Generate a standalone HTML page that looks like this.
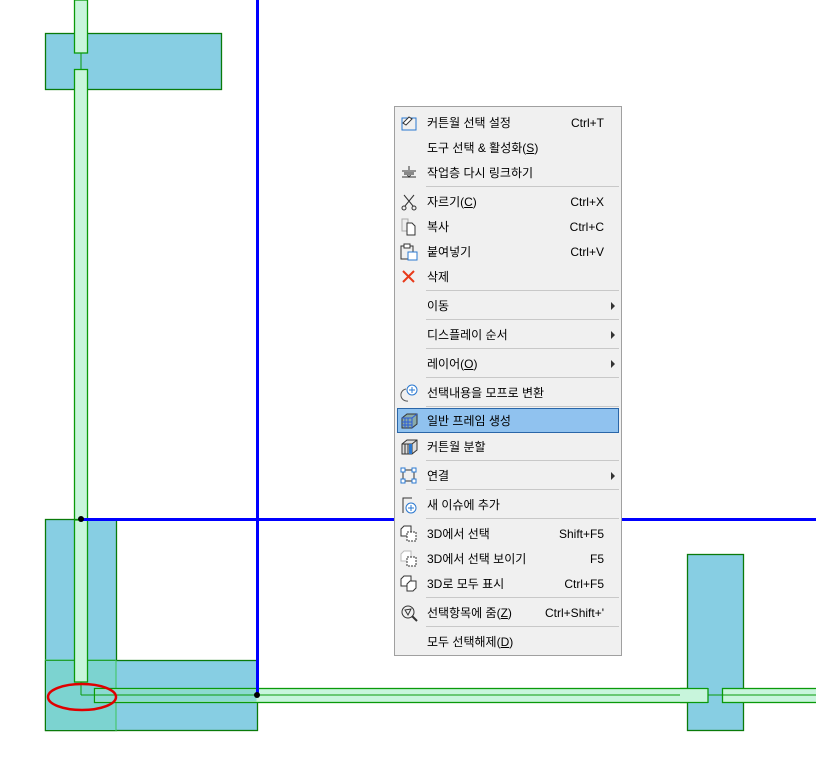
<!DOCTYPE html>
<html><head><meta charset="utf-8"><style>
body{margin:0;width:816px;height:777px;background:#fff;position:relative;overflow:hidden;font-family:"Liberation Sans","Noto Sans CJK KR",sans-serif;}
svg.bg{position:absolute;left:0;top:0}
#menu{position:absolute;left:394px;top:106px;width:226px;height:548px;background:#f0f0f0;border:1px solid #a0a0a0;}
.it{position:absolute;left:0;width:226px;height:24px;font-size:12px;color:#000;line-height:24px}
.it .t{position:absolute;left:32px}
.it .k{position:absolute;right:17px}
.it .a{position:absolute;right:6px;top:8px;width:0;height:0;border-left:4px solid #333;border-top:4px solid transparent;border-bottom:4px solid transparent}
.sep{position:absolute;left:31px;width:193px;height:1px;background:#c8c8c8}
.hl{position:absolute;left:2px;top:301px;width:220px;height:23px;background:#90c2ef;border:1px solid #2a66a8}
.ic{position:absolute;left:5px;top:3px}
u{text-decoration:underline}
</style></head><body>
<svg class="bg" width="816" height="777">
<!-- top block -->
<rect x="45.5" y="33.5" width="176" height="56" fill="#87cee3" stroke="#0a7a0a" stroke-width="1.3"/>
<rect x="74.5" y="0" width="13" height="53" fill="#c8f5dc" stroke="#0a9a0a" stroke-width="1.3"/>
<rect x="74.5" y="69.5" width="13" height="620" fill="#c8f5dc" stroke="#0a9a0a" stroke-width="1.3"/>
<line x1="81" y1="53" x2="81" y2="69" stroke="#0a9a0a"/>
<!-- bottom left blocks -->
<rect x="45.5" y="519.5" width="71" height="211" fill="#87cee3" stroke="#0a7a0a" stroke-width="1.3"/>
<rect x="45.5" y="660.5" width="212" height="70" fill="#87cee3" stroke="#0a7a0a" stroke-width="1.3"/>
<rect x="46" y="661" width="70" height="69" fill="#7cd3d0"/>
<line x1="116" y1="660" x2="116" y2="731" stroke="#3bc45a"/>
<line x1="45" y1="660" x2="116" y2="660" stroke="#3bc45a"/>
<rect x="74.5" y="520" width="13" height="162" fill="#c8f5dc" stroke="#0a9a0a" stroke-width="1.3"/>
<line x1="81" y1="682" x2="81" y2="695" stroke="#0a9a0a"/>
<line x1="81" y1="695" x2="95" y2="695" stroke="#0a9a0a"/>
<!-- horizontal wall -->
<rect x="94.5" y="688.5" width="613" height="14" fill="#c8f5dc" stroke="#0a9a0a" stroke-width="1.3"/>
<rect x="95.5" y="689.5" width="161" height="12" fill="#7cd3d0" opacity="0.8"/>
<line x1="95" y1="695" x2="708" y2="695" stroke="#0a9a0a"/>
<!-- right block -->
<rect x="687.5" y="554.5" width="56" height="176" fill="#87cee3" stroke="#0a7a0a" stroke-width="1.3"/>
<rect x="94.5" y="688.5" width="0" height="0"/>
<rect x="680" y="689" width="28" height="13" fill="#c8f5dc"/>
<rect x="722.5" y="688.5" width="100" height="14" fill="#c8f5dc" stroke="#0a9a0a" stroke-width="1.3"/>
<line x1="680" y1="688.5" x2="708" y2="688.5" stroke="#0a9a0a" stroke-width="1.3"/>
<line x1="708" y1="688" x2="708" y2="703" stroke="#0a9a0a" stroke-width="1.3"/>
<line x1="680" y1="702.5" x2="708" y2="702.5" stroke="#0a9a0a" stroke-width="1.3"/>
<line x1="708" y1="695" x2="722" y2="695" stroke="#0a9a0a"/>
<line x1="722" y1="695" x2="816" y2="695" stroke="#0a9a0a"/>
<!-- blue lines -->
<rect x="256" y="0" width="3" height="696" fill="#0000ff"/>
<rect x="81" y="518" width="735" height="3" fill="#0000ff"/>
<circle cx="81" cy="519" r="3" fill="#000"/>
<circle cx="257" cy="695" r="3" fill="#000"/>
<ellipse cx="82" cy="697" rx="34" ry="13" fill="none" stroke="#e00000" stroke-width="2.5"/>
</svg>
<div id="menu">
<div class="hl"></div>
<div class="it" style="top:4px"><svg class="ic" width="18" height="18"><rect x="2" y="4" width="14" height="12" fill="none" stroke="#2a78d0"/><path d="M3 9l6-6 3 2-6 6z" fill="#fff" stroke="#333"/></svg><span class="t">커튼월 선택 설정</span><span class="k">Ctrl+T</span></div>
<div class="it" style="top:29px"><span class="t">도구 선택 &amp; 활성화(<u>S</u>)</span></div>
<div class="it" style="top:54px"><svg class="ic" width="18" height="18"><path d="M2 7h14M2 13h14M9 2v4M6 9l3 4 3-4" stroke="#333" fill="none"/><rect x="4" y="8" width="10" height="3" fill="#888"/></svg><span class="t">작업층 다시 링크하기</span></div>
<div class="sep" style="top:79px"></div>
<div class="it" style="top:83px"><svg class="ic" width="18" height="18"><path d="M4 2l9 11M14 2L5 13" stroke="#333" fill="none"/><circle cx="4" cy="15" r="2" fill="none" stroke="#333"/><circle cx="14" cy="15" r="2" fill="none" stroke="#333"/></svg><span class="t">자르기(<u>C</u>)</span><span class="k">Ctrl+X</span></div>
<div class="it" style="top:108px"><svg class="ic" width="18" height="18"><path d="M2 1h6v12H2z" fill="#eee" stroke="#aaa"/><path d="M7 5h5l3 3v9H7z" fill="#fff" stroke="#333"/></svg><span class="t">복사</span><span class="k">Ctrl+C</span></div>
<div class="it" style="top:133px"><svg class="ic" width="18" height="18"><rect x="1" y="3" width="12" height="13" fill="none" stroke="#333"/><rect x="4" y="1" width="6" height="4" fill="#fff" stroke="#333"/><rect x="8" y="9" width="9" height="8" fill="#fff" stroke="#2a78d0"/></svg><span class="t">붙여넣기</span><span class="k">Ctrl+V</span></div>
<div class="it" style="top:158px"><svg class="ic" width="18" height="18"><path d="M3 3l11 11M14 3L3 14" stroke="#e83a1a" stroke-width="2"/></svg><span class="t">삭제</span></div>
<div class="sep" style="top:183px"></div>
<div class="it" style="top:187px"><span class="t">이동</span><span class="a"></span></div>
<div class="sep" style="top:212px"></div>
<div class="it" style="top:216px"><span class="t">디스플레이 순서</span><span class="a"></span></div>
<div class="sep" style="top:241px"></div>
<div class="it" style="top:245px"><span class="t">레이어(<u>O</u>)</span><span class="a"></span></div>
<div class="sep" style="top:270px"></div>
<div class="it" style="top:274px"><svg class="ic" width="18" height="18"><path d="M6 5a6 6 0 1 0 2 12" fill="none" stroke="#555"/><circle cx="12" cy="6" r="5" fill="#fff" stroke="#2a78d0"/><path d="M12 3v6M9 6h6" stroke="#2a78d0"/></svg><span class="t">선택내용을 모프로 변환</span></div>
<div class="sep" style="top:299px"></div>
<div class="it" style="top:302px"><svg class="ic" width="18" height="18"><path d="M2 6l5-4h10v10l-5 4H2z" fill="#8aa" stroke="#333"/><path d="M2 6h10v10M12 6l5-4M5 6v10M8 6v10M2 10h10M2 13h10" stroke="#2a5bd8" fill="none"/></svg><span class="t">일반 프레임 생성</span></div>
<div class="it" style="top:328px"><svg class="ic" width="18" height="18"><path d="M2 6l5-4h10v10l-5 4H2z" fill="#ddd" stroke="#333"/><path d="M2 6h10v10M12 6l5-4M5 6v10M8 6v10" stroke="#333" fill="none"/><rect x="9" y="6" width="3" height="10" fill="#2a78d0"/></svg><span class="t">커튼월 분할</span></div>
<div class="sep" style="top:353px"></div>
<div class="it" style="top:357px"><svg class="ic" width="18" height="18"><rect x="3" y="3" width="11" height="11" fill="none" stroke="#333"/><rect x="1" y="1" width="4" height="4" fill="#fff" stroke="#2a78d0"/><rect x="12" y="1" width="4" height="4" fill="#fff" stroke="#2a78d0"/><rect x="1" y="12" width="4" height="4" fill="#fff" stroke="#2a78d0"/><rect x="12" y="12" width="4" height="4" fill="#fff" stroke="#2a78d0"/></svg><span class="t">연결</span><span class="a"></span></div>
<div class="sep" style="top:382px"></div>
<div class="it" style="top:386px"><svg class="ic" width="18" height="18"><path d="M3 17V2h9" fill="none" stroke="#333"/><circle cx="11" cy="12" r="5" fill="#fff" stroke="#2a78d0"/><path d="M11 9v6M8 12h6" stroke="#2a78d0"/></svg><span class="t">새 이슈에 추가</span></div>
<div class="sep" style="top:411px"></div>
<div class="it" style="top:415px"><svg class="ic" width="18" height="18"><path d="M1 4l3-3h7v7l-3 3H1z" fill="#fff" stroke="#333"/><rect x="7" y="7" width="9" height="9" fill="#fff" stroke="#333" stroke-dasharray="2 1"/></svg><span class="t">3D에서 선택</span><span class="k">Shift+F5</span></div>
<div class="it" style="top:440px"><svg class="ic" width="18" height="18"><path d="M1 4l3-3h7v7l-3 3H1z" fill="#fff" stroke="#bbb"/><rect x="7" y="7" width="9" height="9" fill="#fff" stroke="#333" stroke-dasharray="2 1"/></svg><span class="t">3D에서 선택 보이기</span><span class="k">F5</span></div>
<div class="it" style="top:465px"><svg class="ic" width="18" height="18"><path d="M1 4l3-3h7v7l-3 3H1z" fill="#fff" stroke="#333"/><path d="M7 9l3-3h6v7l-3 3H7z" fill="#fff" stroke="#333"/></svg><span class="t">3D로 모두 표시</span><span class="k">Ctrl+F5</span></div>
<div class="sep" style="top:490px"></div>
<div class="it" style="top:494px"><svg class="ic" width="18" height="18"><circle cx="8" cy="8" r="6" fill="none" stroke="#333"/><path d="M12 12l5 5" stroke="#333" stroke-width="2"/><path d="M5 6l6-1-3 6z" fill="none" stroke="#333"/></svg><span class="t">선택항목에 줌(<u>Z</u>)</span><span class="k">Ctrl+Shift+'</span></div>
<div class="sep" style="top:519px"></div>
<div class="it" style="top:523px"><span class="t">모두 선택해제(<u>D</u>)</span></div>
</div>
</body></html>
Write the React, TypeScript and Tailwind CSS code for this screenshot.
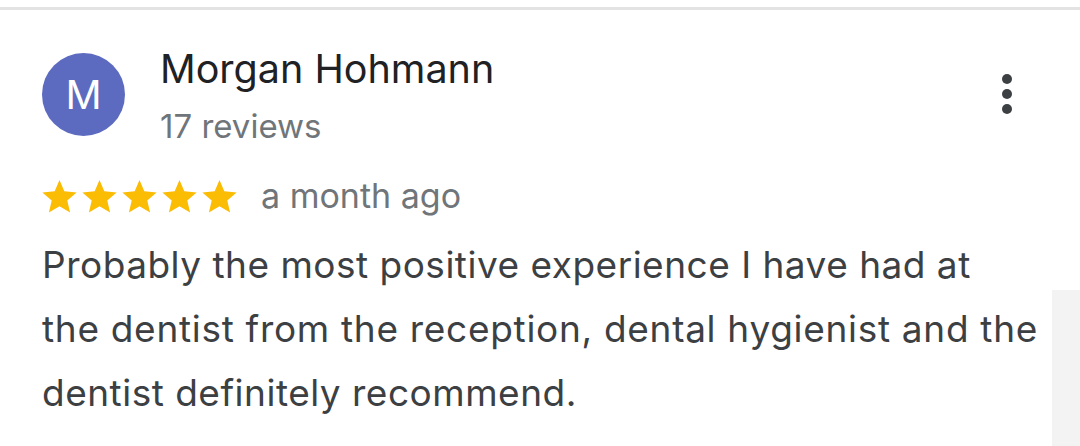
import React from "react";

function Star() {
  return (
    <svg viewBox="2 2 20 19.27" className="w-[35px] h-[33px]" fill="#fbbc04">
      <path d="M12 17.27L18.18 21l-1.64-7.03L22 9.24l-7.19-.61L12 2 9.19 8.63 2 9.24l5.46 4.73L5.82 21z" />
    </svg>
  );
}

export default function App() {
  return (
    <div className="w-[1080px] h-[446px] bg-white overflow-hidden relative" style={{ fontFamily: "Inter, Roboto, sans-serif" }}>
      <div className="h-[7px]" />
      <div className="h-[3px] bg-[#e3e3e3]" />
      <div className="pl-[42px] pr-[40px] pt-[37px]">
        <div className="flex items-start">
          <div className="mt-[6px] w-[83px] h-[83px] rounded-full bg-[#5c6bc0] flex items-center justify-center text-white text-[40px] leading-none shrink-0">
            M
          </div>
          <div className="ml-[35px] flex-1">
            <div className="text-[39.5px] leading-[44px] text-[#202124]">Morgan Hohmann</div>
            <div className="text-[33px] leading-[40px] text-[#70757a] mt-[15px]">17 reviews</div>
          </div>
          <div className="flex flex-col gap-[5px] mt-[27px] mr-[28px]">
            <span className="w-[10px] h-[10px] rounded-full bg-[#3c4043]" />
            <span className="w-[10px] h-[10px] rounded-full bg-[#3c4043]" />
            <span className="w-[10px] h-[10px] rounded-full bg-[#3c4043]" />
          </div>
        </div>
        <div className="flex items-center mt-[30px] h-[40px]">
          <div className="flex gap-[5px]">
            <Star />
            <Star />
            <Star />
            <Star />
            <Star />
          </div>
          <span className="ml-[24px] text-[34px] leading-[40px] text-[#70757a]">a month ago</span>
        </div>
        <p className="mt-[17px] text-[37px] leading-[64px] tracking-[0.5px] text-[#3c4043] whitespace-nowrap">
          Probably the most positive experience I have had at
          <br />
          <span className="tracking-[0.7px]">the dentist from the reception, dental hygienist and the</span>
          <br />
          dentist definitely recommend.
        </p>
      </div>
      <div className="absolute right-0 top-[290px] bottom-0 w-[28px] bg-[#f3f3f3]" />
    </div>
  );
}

DIRECTIONS
Skip all pictures. Retype exactly the span whose first line is the one with "Write the React, TypeScript" and whose last line is the one with "import React from".

RESPONSE FOR THIS EXERCISE
Write the React, TypeScript and Tailwind CSS code for this screenshot.
import React from "react";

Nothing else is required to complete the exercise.